Die Reina Sofia verzichtet wohltuend darauf, die Künstlerin bereits im Titel als Romni vorzustellen und ebenso auf den fragwürdigen und aus einer paternalistischen Haltung heraus verwendeten Terminus der Outsider-Kunst. Leider sind in der Ausstellung aber nur wenige Blätter von dem zentralen Zyklus zu sehen, den Ceija Stojka unter dem Titel „Sogar der Tod hat Angst vor Auschwitz“ in 18 Jahren schuf. Seit der letztjährigen Pariser Ausstellung erfolgten zahlreiche Verkäufe über eine Pariser Galerie, mit denen die Stojka-Erben zusammenarbeiten.

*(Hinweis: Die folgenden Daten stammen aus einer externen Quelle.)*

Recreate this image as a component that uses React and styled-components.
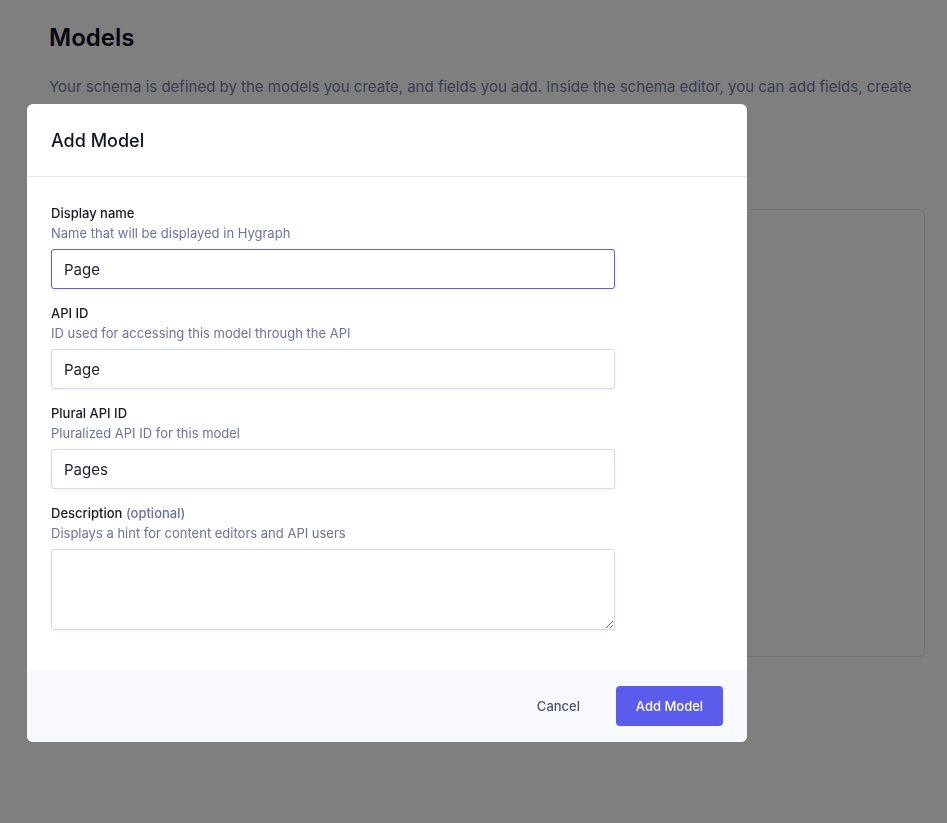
import React from "react";
import styled, { createGlobalStyle } from "styled-components";

const Global = createGlobalStyle`
  html, body {
    margin: 0;
    padding: 0;
    background: #ffffff;
    font-family: Inter, "Noto Sans", sans-serif;
    -webkit-font-smoothing: antialiased;
  }
  * { box-sizing: border-box; }
`;

const fields = [
  { label: "Display name", hint: "Name that will be displayed in Hygraph", value: "Page", focused: true },
  { label: "API ID", hint: "ID used for accessing this model through the API", value: "Page" },
  { label: "Plural API ID", hint: "Pluralized API ID for this model", value: "Pages" },
];

const App = () => {
  return (
    <>
      <Global />
      <Page>
        <Title>Models</Title>
        <Intro>
          Your schema is defined by the models you create, and fields you add. Inside the schema editor, you can add fields, create
          relations between models, and configure validations.
        </Intro>
        <Card />
      </Page>

      <Overlay>
        <Modal>
          <Header>
            <h2>Add Model</h2>
          </Header>
          <Body>
            {fields.map((f) => (
              <Field key={f.label}>
                <Label>{f.label}</Label>
                <Hint>{f.hint}</Hint>
                <Input $focused={f.focused} defaultValue={f.value} />
              </Field>
            ))}
            <Field>
              <Label>
                Description <span>(optional)</span>
              </Label>
              <Hint>Displays a hint for content editors and API users</Hint>
              <TextArea />
            </Field>
          </Body>
          <Footer>
            <GhostButton>Cancel</GhostButton>
            <PrimaryButton>Add Model</PrimaryButton>
          </Footer>
        </Modal>
      </Overlay>
    </>
  );
};

export default App;

const Page = styled.main`
  padding: 22px 22px 0 49px;
  min-height: 823px;
`;

const Title = styled.h1`
  margin: 0;
  font-size: 24px;
  line-height: 32px;
  font-weight: 600;
  color: #0c0d1c;
`;

const Intro = styled.p`
  margin: 20px 0 0;
  font-size: 15px;
  line-height: 25px;
  color: #777c9f;
`;

const Card = styled.div`
  margin-top: 85px;
  height: 448px;
  border: 1px solid #e2e4f1;
  border-radius: 6px;
`;

const Overlay = styled.div`
  position: fixed;
  inset: 0;
  background: rgba(0, 0, 0, 0.5);
  padding: 104px 0 0 27px;
`;

const Modal = styled.div`
  width: 720px;
  background: #ffffff;
  border-radius: 6px;
  overflow: hidden;
`;

const Header = styled.div`
  height: 73px;
  padding: 0 24px;
  display: flex;
  align-items: center;
  border-bottom: 1px solid #e3e6f6;
  h2 {
    margin: 0;
    font-size: 18px;
    font-weight: 500;
    color: #141527;
  }
`;

const Body = styled.div`
  padding: 26px 24px 40px;
  display: flex;
  flex-direction: column;
  gap: 14px;
`;

const Field = styled.div`
  display: flex;
  flex-direction: column;
`;

const Label = styled.div`
  font-size: 13px;
  line-height: 20px;
  font-weight: 500;
  color: #171829;
  span {
    color: #6a71a8;
  }
`;

const Hint = styled.div`
  font-size: 13px;
  line-height: 20px;
  color: #6c72a5;
  margin-bottom: 6px;
`;

const Input = styled.input`
  width: 564px;
  height: 40px;
  padding: 0 12px;
  font-family: inherit;
  font-size: 15px;
  color: #1d1e30;
  border: 1px solid ${(p) => (p.$focused ? "#5b5ef0" : "#d6d8ef")};
  border-radius: 3px;
  box-shadow: 0 1px 3px rgba(30, 35, 90, 0.06);
  outline: none;
`;

const TextArea = styled.textarea`
  width: 564px;
  height: 81px;
  padding: 10px 12px;
  font-family: inherit;
  font-size: 15px;
  border: 1px solid #d6d8ef;
  border-radius: 3px;
  box-shadow: 0 1px 3px rgba(30, 35, 90, 0.06);
  outline: none;
  resize: vertical;
`;

const Footer = styled.div`
  height: 72px;
  background: #f8f9fe;
  display: flex;
  align-items: center;
  justify-content: flex-end;
  padding: 0 24px;
  gap: 20px;
`;

const GhostButton = styled.button`
  height: 40px;
  padding: 0 16px;
  background: transparent;
  border: none;
  font-family: inherit;
  font-size: 13px;
  font-weight: 500;
  color: #4d5275;
`;

const PrimaryButton = styled.button`
  height: 40px;
  width: 107px;
  background: #5b5cec;
  border: none;
  border-radius: 4px;
  font-family: inherit;
  font-size: 13px;
  font-weight: 500;
  color: #ffffff;
`;
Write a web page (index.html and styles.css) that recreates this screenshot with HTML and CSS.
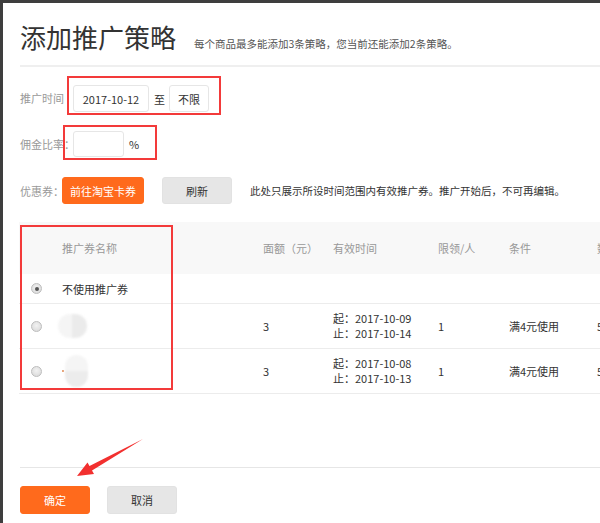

So positiv die Nobilitierung des Œuvres durch den Kunstmarkt ist, wichtige Teile werden nun auseinandergerissen und in alle Winde zerstreut werden. Um es zumindest virtuell komplett zu erfassen und der Öffentlichkeit auch für wissenschaftliche Zwecke zugänglich zu machen, will sich der 2018 in Paris gegründete Ceija Stojka International Fund [www.ceijastojka.org] kümmern.